Женщины заговорили о временах, когда нынешняя настоятельница была просто сестрой Матильдой. С тех пор в монастыре многое изменилось. Как рассказала настоятельница, сиротского приюта, к сожалению, больше не существует, зато у них появилась новая школа и прибавилось еще одно крыло для бедных и нуждающихся в помощи девушек, какой была когда-то София. Матильде было трудно вспомнить Софию молоденькой девушкой, но как только та рассказала о причине своего визита, настоятельница отчетливо вспомнила молодую женщину, у которой в этом монастыре родился сын.
— К сожалению, — тихо промолвила настоятельница, — записи об усыновлениях были уничтожены пожаром.
Новость потрясла Софию.
— Неужели не осталось копий? Может, есть записи в церковно-приходской книге?
Настоятельница извинилась и сказала, что теперь нет никакой возможности узнать, кто усыновил ее ребенка. Она предложила Софии осмотреть новые здания, и та машинально пошла за настоятельницей.
Она схватила монахиню за рукав.
— Может, вы вспомните? У моего мальчика на шее был золотой медальон в форме сердечка. Бывало, ему нравилось, когда я качала перед ним этот медальон, он тянулся к нему ручонками… обычно это помогало ему заснуть.
— Простите, София, ничем не могу вам помочь. Вы оставили мальчика в приюте, чтобы иметь возможность выйти на работу. — Глаза настоятельницы за стеклами очков недобро блеснули, и София уловила в ее голосе холодок. — Полагаю, когда вы уезжали из Чефалу, вам дали подписать бумагу о том, что вы не возражаете против усыновления в случае, если не вернетесь за ребенком. Вы подписывали такой документ?
София кивнула.
— Неужто нет никого, с кем я могла бы поговорить, кто бы помнил моего сына? Не может же быть, что все записи об усыновлении существовали в единственном экземпляре. Врач…
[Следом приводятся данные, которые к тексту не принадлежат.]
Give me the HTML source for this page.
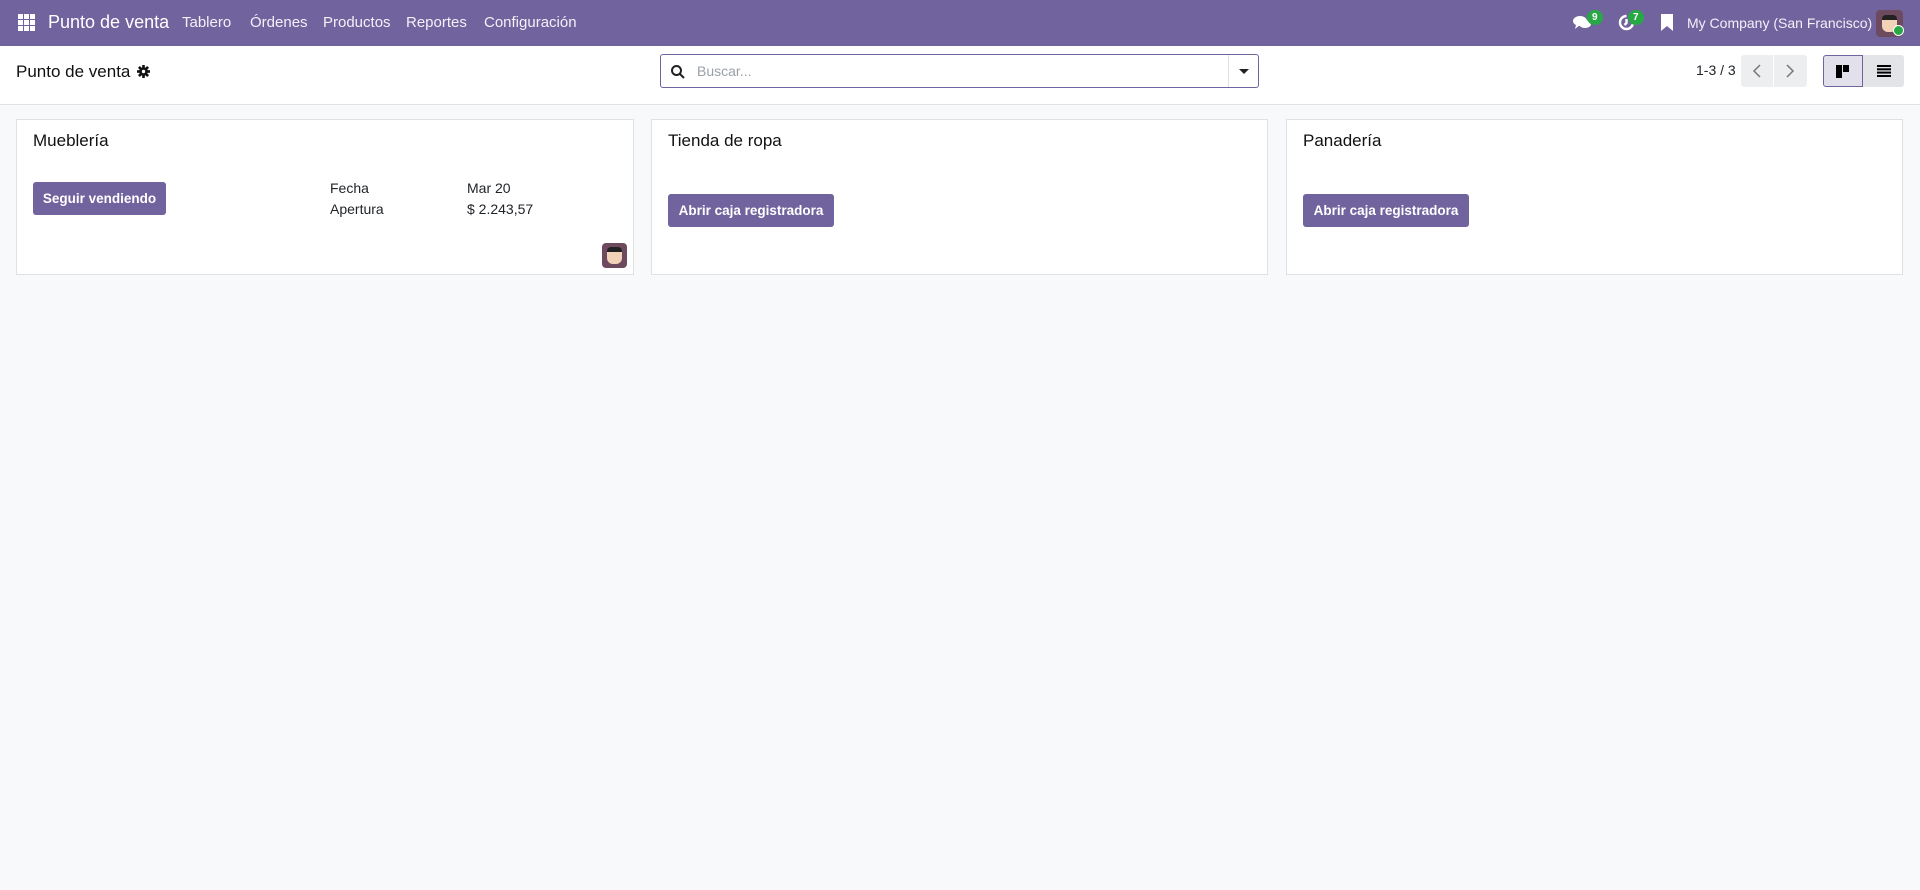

— Наш врач умер много лет назад, упокой Господи его душу.
Софии хотелось кричать от отчаяния, но она только молча шла за облаченной в черное фигурой. Настоятельница с гордостью показала гостье гимнастический зал.
— Наш благодетель был очень щедрым человеком, все это, включая, конечно, новую часовню, построено на его средства. Думаю, вы понимаете, что мы существуем за счет благотворительности…
Осмотрев новые постройки, они прошли через небольшой внутренний дворик и вернулись в главное здание. Настоятельница предложила Софии выпить кофе. Матильда, отлично видя, что София плачет, как будто не понимала, почему она так расстроена, и спокойно спросила:
— В чем дело, София? Почему вы решили искать сына именно сейчас? Господь вам судья, но вы же от него отказались. Или у вас есть какие-то особые причины его разыскивать?
— Он мой сын, — пробормотала София прерывающимся голосом.
— Он был вашим сыном и тогда, когда вы его оставили. Я знаю, вы сами в то время были почти ребенком, однако вы приняли решение.
Матильда сложила белые гладкие руки в молитвенном жесте. Единственным ее украшением было золотое обручальное кольцо. София поняла, что нужно уходить. Она не могла больше ни секунды слышать этот равнодушный голос.
— Спасибо, что уделили мне время, — формально поблагодарила она, лихорадочно роясь в сумочке в поисках чековой книжки. Наконец она ее нашла, выписала чек и протянула через стол настоятельнице. — Примите это от меня как пожертвование.